The non-profit school suspended classes in November due to financial strain. Its board is aiming to raise $100,000 by January 31 to reopen for classes in the new year.

The school's operation manager Erin Zanders said it was tough to make the announcement to students that classes were suspended. Shortly after, Zanders heard back from one mother who has five children enrolled at the school.

"She said to me, if it's money, we can do it. That's not an obstacle, to find the money," Zanders said.

The music school's 120 students pay only one dollar per lesson each week. All of its students qualify for the free or reduced price lunch program. Zanders says the school's lessons are significantly less expensive than most private lessons, which may cost $2o to $40 dollars an hour. 

Zanders said music education has many benefits for disadvantaged children. In addition to learning to play an instrument, students may improve their math and reading skills by learning to read notes on a page or their social skills by connecting with their peers through music.

"We also have students who just love music. There’s a lot of them for whom this is an outlet, this is a really important place that they come after school and they can connect with something that really moves and inspires them," Zander said.
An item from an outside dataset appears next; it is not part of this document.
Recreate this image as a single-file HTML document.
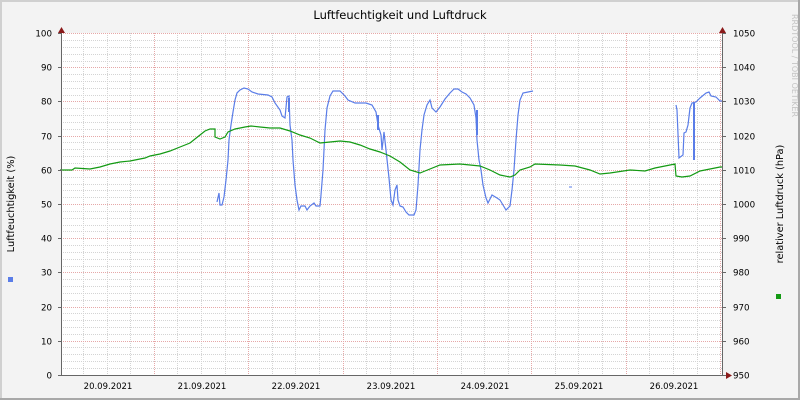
<!DOCTYPE html>
<html><head><meta charset="utf-8"><style>
html,body{margin:0;padding:0;background:#f3f3f3}
svg{display:block}
text{font-family:"DejaVu Sans","Liberation Sans",sans-serif;fill:#000}
</style></head><body>
<svg width="800" height="400" viewBox="0 0 800 400" xmlns="http://www.w3.org/2000/svg">
<rect x="0" y="0" width="800" height="400" fill="#f3f3f3"/>
<path d="M0 1H799M1 0V399" stroke="#d0d0d0" stroke-width="2"/>
<path d="M0 399H800M799 0V400" stroke="#a8a8a8" stroke-width="2"/>
<rect x="61" y="33" width="661" height="342" fill="#fff"/>
<g id="minor" stroke="#d4d4d4" stroke-width="1" stroke-dasharray="1,1" shape-rendering="crispEdges">
<path d="M61 40.5H722M61 47.5H722M61 54.5H722M61 61.5H722M61 74.5H722M61 81.5H722M61 88.5H722M61 95.5H722M61 108.5H722M61 115.5H722M61 122.5H722M61 129.5H722M61 142.5H722M61 149.5H722M61 156.5H722M61 163.5H722M61 177.5H722M61 184.5H722M61 190.5H722M61 197.5H722M61 211.5H722M61 218.5H722M61 225.5H722M61 231.5H722M61 245.5H722M61 252.5H722M61 259.5H722M61 266.5H722M61 279.5H722M61 286.5H722M61 293.5H722M61 300.5H722M61 313.5H722M61 320.5H722M61 327.5H722M61 334.5H722M61 347.5H722M61 354.5H722M61 361.5H722M61 368.5H722"/>
<path d="M83.5 33V375M107.5 33V375M130.5 33V375M177.5 33V375M201.5 33V375M225.5 33V375M272.5 33V375M295.5 33V375M319.5 33V375M366.5 33V375M390.5 33V375M413.5 33V375M461.5 33V375M484.5 33V375M508.5 33V375M555.5 33V375M578.5 33V375M602.5 33V375M649.5 33V375M673.5 33V375M697.5 33V375"/>
</g>
<g stroke="#e6a8a8" stroke-width="1" stroke-dasharray="1,1" shape-rendering="crispEdges">
<path d="M61 33.5H722M61 67.5H722M61 101.5H722M61 136.5H722M61 170.5H722M61 204.5H722M61 238.5H722M61 272.5H722M61 307.5H722M61 341.5H722"/>
<path d="M154.5 33V375M248.5 33V375M343.5 33V375M437.5 33V375M531.5 33V375M626.5 33V375M720.5 33V375"/>
</g>
<g fill="none" stroke-width="1.2" stroke-linejoin="miter">
<polyline stroke="#5a7de8" points="217,202 219,193 220,205 222,205 224,197 226,180 228,160 229,140 231,125 233,112 235,100 237,93 240,90 244,88 248,89 252,92 258,94 268,95 272,97 275,103 280,110 282,116 285,118 287,97 289,96 290,125 292,140 293,160 295,185 297,200 299,210 301,206 305,206 307,210 310,206 314,203 316,206 320,206 321,195 323,170 325,130 327,108 330,96 333,91 340,91 345,96 348,100 355,103 360,103 366,103 372,105 376,112 378,125 381,135 382,150 384,132 386,150 389,178 391,200 393,205 395,190 397,185 398,200 400,206 403,207 406,212 409,215 414,215 416,210 418,185 420,150 422,130 424,115 427,105 430,100 432,108 436,112 440,107 445,99 450,93 454,89 458,89 462,92 466,94 470,98 474,105 476,118 477,140 479,160 481,170 483,185 486,198 488,203 492,195 497,198 500,200 503,205 506,210 510,206 512,190 514,170 516,140 518,115 520,100 523,93 533,91"/>
<polyline stroke="#5a7de8" points="676,105 677,110 679,158 683,155 684,133 686,132 688,125 690,108 692,103 696,102 697,101 700,98 706,93 709,92 711,96 716,97 720,101 722,101"/>
<path d="M694 103V160M378 115V130M477 110V135M289 98V112" stroke="#5a7de8" stroke-width="2"/>
<polyline stroke="#139a13" points="60,170 72,170 75,168 90,169 100,167 110,164 120,162 130,161 145,158 150,156 160,154 170,151 180,147 190,143 200,135 205,131 210,129 215,129 215,137 220,139 225,137 228,132 235,129 245,127 251,126 260,127 270,128 280,128 290,131 300,135 310,138 320,143 330,142 340,141 350,142 360,145 370,149 380,152 390,156 400,162 410,170 420,173 425,171 440,165 460,164 480,166 490,170 500,175 510,177 515,175 520,170 530,167 535,164 560,165 575,166 590,170 600,174 610,173 630,170 645,171 655,168 670,165 675,164 676,176 682,177 690,176 700,171 710,169 720,167 722,167"/>
</g>
<path d="M569 187H572" stroke="#5a7de8"/>
<g stroke="#666" stroke-width="1" shape-rendering="crispEdges">
<path d="M61.5 30V376M722.5 30V376M58 375.5H726"/>
<path d="M58 33.5H61M58 67.5H61M58 101.5H61M58 136.5H61M58 170.5H61M58 204.5H61M58 238.5H61M58 272.5H61M58 307.5H61M58 341.5H61M722 33.5H726M722 67.5H726M722 101.5H726M722 136.5H726M722 170.5H726M722 204.5H726M722 238.5H726M722 272.5H726M722 307.5H726M722 341.5H726"/>
</g>
<g fill="#8b1a1a"><path d="M58 33L61.5 27L65 33Z"/><path d="M719 33L722.5 27L726 33Z"/><path d="M726 372L732 375.5L726 379Z"/></g>
<text x="400" y="19" font-size="11.5" text-anchor="middle">Luftfeuchtigkeit und Luftdruck</text>
<g font-size="8.7" text-anchor="end">
<text x="52" y="36.5">100</text><text x="52" y="70.5">90</text><text x="52" y="104.5">80</text><text x="52" y="139.5">70</text><text x="52" y="173.5">60</text><text x="52" y="207.5">50</text><text x="52" y="241.5">40</text><text x="52" y="275.5">30</text><text x="52" y="310.5">20</text><text x="52" y="344.5">10</text><text x="52" y="378.5">0</text>
</g>
<g font-size="8.7">
<text x="733" y="36.5">1050</text><text x="733" y="70.5">1040</text><text x="733" y="104.5">1030</text><text x="733" y="139.5">1020</text><text x="733" y="173.5">1010</text><text x="733" y="207.5">1000</text><text x="733" y="241.5">990</text><text x="733" y="275.5">980</text><text x="733" y="310.5">970</text><text x="733" y="344.5">960</text><text x="733" y="378.5">950</text>
</g>
<g font-size="8.5" text-anchor="middle">
<text x="108" y="389">20.09.2021</text><text x="202" y="389">21.09.2021</text><text x="296" y="389">22.09.2021</text><text x="391" y="389">23.09.2021</text><text x="485" y="389">24.09.2021</text><text x="579" y="389">25.09.2021</text><text x="674" y="389">26.09.2021</text>
</g>
<text transform="translate(14,204) rotate(-90)" font-size="9.8" text-anchor="middle">Luftfeuchtigkeit (%)</text>
<text transform="translate(783,204) rotate(-90)" font-size="9.8" text-anchor="middle">relativer Luftdruck (hPa)</text>
<text transform="translate(792,14) rotate(90)" font-size="8" style="fill:#c4c4c4">RRDTOOL / TOBI OETIKER</text>
<rect x="8" y="277" width="5" height="5" fill="#5a7de8"/>
<rect x="776" y="294" width="5" height="5" fill="#139a13"/>
</svg>
</body></html>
The school relies on donations and grants to cover most of its expenses. Zanders said this year donations fell flat.

"It’s been a really rough year for fundraising for us. We were aiming to grow and the funding just didn’t come in the way we anticipated," Zanders said.

The Community Music School created two new fundraising positions, expanded some programs and took in more students in 2016, but their donations came in lower than they have in recent years.

The school is accepting online donations at its website to raise the funds it needs to continue classes.

"We're all really committed to making sure that we can open and not close again. We don't want to do that to our students," Zanders said.